*What the task requires*. Write out, unaltered, each line from the top of the records below down to the line where "border-[#3c3c3c] bg-[#ebebeb] text-center" appears, that line included.

:: Dataset excerpts ::

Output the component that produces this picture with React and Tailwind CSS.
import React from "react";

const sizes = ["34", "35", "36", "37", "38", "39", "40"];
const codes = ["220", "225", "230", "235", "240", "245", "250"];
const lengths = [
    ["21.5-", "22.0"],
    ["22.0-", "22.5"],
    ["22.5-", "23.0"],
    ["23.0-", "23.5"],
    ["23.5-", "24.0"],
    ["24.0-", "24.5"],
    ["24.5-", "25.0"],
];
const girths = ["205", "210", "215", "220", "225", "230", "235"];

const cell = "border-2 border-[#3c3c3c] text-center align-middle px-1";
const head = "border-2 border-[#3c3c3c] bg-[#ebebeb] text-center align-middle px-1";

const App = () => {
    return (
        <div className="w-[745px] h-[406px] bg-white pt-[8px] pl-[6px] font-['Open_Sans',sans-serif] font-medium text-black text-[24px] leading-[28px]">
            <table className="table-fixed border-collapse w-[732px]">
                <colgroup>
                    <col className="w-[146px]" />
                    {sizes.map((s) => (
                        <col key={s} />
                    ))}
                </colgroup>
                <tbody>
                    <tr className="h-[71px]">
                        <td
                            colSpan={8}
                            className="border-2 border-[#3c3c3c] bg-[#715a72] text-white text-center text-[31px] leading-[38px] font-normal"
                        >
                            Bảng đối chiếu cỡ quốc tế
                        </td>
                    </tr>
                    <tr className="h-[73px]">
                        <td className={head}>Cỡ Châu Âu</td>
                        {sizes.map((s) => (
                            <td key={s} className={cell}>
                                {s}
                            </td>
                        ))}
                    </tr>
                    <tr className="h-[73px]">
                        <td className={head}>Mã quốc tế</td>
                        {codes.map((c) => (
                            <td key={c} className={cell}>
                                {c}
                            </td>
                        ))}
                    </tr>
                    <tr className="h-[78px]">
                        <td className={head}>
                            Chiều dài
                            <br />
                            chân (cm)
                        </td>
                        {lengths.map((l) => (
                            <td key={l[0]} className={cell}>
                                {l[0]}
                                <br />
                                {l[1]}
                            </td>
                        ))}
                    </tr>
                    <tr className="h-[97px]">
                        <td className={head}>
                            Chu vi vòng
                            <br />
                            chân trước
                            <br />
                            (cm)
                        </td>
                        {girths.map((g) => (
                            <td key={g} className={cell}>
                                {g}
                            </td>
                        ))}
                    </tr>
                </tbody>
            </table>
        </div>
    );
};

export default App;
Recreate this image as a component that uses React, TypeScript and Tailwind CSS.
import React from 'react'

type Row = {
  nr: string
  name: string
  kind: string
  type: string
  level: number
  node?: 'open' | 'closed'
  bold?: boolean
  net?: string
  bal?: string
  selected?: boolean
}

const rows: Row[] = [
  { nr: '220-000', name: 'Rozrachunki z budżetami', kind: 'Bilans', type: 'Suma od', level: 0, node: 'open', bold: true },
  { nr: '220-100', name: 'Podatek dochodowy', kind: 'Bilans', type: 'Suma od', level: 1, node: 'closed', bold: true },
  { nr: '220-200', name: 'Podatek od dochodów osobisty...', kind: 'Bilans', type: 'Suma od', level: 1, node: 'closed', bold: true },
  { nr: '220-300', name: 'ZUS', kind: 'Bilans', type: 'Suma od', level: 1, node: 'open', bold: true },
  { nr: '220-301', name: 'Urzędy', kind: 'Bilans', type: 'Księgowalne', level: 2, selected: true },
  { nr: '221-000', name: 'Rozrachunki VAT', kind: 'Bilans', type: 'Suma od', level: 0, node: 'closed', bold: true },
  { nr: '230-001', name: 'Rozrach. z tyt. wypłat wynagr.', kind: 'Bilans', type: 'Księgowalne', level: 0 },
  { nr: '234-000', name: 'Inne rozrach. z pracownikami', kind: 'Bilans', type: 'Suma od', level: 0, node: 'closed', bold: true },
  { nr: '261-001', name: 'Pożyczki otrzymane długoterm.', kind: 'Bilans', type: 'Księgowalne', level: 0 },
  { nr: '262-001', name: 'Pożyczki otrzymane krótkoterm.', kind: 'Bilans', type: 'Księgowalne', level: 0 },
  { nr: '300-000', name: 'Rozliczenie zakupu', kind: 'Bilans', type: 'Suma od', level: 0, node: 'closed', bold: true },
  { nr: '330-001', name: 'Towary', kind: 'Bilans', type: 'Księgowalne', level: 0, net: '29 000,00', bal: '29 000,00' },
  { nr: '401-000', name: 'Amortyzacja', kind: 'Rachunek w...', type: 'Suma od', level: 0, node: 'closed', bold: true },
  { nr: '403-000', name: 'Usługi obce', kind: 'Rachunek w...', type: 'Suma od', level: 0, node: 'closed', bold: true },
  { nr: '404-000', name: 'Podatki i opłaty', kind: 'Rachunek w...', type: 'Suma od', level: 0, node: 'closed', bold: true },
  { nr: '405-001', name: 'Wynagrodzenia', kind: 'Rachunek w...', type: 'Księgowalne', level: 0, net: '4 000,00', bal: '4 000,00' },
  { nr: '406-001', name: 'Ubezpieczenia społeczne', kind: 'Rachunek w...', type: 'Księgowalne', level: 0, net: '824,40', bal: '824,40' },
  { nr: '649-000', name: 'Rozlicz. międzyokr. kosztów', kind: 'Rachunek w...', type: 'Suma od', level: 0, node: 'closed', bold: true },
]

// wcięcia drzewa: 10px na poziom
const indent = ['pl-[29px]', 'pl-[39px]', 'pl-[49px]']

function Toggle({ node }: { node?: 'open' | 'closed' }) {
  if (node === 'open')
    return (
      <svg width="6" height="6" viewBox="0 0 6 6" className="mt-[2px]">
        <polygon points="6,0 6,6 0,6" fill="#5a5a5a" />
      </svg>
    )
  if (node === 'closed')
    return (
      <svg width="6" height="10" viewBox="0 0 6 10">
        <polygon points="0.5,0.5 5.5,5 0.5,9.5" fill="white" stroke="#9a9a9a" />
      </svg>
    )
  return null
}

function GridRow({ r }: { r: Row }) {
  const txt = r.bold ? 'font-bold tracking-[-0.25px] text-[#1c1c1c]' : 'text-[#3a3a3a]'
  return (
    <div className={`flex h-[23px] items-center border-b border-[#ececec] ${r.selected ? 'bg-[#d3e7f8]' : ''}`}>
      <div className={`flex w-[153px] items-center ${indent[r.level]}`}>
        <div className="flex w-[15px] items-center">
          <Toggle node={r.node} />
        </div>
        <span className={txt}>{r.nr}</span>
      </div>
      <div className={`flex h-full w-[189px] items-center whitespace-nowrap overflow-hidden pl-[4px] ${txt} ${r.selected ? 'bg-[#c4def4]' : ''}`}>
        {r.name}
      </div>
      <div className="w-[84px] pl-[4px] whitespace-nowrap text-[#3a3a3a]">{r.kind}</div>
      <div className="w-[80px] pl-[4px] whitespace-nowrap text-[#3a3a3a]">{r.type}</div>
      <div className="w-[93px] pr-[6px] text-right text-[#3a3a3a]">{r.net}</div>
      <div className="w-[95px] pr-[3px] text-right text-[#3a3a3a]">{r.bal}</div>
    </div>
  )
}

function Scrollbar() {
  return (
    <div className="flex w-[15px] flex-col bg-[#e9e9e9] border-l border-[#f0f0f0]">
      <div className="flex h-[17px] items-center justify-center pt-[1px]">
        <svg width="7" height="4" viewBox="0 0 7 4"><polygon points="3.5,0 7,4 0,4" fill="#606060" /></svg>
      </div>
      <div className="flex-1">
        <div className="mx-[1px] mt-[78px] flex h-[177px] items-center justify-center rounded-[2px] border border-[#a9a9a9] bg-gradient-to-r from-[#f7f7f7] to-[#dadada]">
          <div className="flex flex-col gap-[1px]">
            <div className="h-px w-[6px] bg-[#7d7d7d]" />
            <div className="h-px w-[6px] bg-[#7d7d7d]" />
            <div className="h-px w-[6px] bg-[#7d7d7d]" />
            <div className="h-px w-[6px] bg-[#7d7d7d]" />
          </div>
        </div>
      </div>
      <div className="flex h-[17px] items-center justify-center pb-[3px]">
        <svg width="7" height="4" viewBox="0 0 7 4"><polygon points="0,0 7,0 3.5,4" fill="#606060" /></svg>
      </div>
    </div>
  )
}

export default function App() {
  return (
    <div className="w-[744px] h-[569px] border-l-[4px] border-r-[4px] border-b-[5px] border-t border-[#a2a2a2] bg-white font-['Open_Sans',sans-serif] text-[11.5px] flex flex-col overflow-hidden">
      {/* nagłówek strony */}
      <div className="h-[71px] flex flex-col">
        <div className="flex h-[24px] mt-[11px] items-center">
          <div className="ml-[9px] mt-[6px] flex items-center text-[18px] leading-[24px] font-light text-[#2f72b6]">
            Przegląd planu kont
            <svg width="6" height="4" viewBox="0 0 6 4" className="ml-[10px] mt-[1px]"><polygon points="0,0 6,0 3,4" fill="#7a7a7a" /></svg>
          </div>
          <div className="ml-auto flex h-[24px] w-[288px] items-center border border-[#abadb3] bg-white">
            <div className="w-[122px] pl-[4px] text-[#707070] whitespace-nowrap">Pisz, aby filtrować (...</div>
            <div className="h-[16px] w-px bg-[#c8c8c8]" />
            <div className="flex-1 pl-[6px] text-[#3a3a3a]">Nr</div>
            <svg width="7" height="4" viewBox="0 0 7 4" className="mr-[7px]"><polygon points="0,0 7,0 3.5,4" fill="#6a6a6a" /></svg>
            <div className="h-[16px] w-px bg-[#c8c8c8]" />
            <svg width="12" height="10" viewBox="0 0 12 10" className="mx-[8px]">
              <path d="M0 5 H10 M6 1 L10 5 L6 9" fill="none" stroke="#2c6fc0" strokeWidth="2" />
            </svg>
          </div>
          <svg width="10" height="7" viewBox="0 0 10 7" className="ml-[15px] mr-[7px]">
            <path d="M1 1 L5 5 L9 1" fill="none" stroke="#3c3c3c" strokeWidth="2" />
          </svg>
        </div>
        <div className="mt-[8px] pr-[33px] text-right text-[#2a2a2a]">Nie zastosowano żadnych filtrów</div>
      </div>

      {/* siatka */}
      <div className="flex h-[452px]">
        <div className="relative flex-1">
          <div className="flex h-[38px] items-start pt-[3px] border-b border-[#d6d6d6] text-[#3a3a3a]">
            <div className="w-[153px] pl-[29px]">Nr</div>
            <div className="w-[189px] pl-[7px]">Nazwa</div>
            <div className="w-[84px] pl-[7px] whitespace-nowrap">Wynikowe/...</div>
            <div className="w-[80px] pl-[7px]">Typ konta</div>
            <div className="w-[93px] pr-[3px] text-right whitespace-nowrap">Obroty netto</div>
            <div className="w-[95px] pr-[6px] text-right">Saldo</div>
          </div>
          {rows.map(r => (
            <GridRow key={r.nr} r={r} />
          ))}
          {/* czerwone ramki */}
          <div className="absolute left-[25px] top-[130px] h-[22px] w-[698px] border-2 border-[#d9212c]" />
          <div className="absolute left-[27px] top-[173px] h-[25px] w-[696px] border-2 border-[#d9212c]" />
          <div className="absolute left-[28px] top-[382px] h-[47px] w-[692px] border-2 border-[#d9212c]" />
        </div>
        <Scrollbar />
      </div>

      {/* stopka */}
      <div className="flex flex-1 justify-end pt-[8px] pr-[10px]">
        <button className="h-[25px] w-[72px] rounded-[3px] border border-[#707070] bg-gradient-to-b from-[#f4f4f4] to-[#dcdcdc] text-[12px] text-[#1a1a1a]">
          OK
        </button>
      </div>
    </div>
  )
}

:::

*The reply*.
Output the component that produces this picture with React and Tailwind CSS.
import React from "react";

const sizes = ["34", "35", "36", "37", "38", "39", "40"];
const codes = ["220", "225", "230", "235", "240", "245", "250"];
const lengths = [
    ["21.5-", "22.0"],
    ["22.0-", "22.5"],
    ["22.5-", "23.0"],
    ["23.0-", "23.5"],
    ["23.5-", "24.0"],
    ["24.0-", "24.5"],
    ["24.5-", "25.0"],
];
const girths = ["205", "210", "215", "220", "225", "230", "235"];

const cell = "border-2 border-[#3c3c3c] text-center align-middle px-1";
const head = "border-2 border-[#3c3c3c] bg-[#ebebeb] text-center align-middle px-1";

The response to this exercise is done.